“Hello Grandma! I saw an elevator today, we pushed buttons!” said Tristan as he held two bananas to his ears. Yes, bananas are a hit in this household, and go fast. Bananas are fun to eat, and can be great telephones to talk to our grandmas and grandpas with too. One of the first foods my son Tristan fell in love with was bananas. He loves bananas so much I buy many pounds of them a week with the record for most eaten in one day being eleven medium sized ripe yellow bananas.
Friends and family warn me Tristan should not eat that many bananas, but he loves them. So, I let him eat as many as he wants. I even make special frozen banana treats for him. Sometimes though my husband and I will both buy bananas and even our little monkey cannot consume enough of them before they go too ripe. Rather than throw out perfectly good over-ripe bananas I make banana nut bread with them, which my son affectionately calls “banana cake”. Banana bread is a favorite in our house, and when we went gluten free I thought I would never be able to have a good banana nut bread again. After lots of different flours and baking times I finally figured out how to make a moist and yummy banana bread that even a “gluten eater” would not put down until the last bite. I hope you enjoy this banana nut bread as much as my family does.

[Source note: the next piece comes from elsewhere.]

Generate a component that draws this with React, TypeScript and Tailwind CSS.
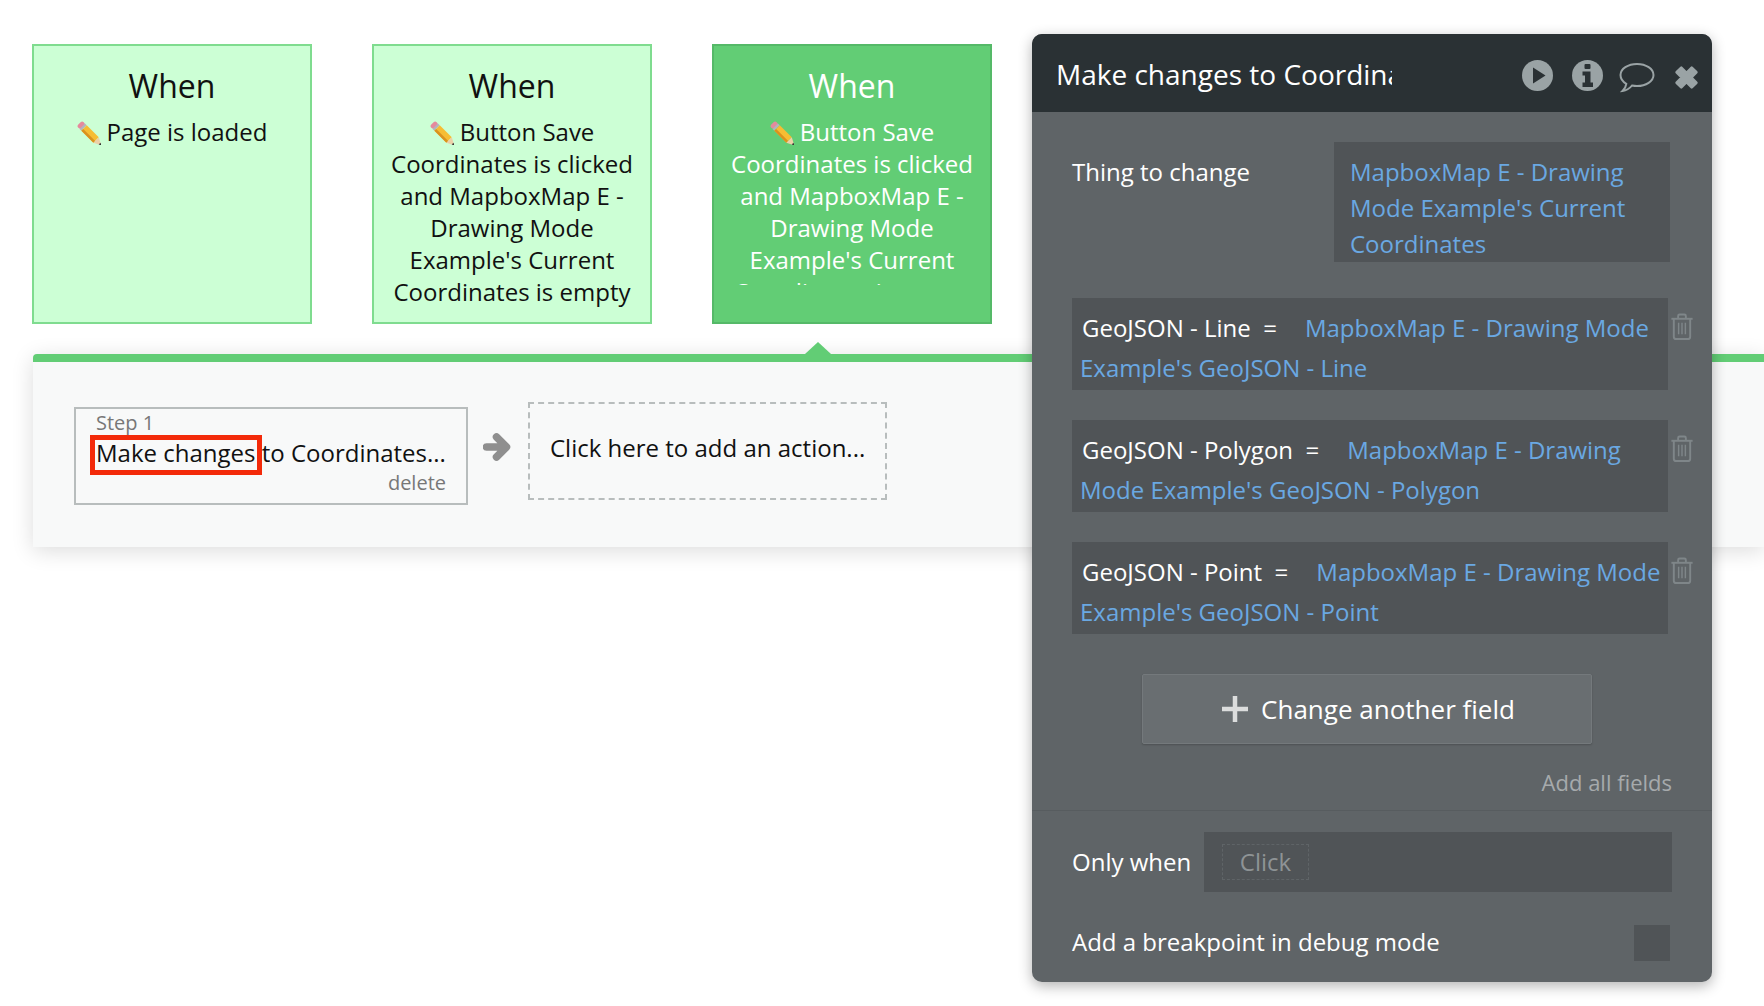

Gluten Free Banana Nut Bread
Ingredients
2 1/2 cups gluten free all purpose flour (you can also make this with brown or white rice flour, but the baking time will be shorter and the bread could crumble more than the all purpose flour)
1 teaspoon baking soda
1 teaspoon sea salt
1 teaspoon gluten free vanilla extract
1/2 cup of milk (I use almond milk)
2 large eggs
1 1/4 cup of sugar or use 1 cup of apple sauce
1 stick of softened butter
1 1/2 cups of ripe bananas (about 4 medium sized bananas)
1 cup of chopped nuts (I use walnuts or pecans)
Spray or shortening for your baking pan or pans, depending on size
1. Preheat the oven to 350°F. Make sure you put one of your oven racks to the lowest setting.
2. Grease two bread pans.
3. In a small bowl mix the sugar, eggs, vanilla, bananas, milk and softened butter until they are a smooth mixture.
4. In another larger bowl mix the flour, salt and baking soda. Slowly add in your wet ingredients in a little bit at a time until everything is mixed well.
5. Fold in nuts if desired.
6. Depending on the flour used, my bread usually is done baking at around 45-50 minutes, but it could be shorter with rice or similar flours.
One tip for bananas, if they are over-ripe and you do not have time to make bread out of them, then put them in a freezer zip-lock bag with their peels still on, and they will be great to use for bread later on.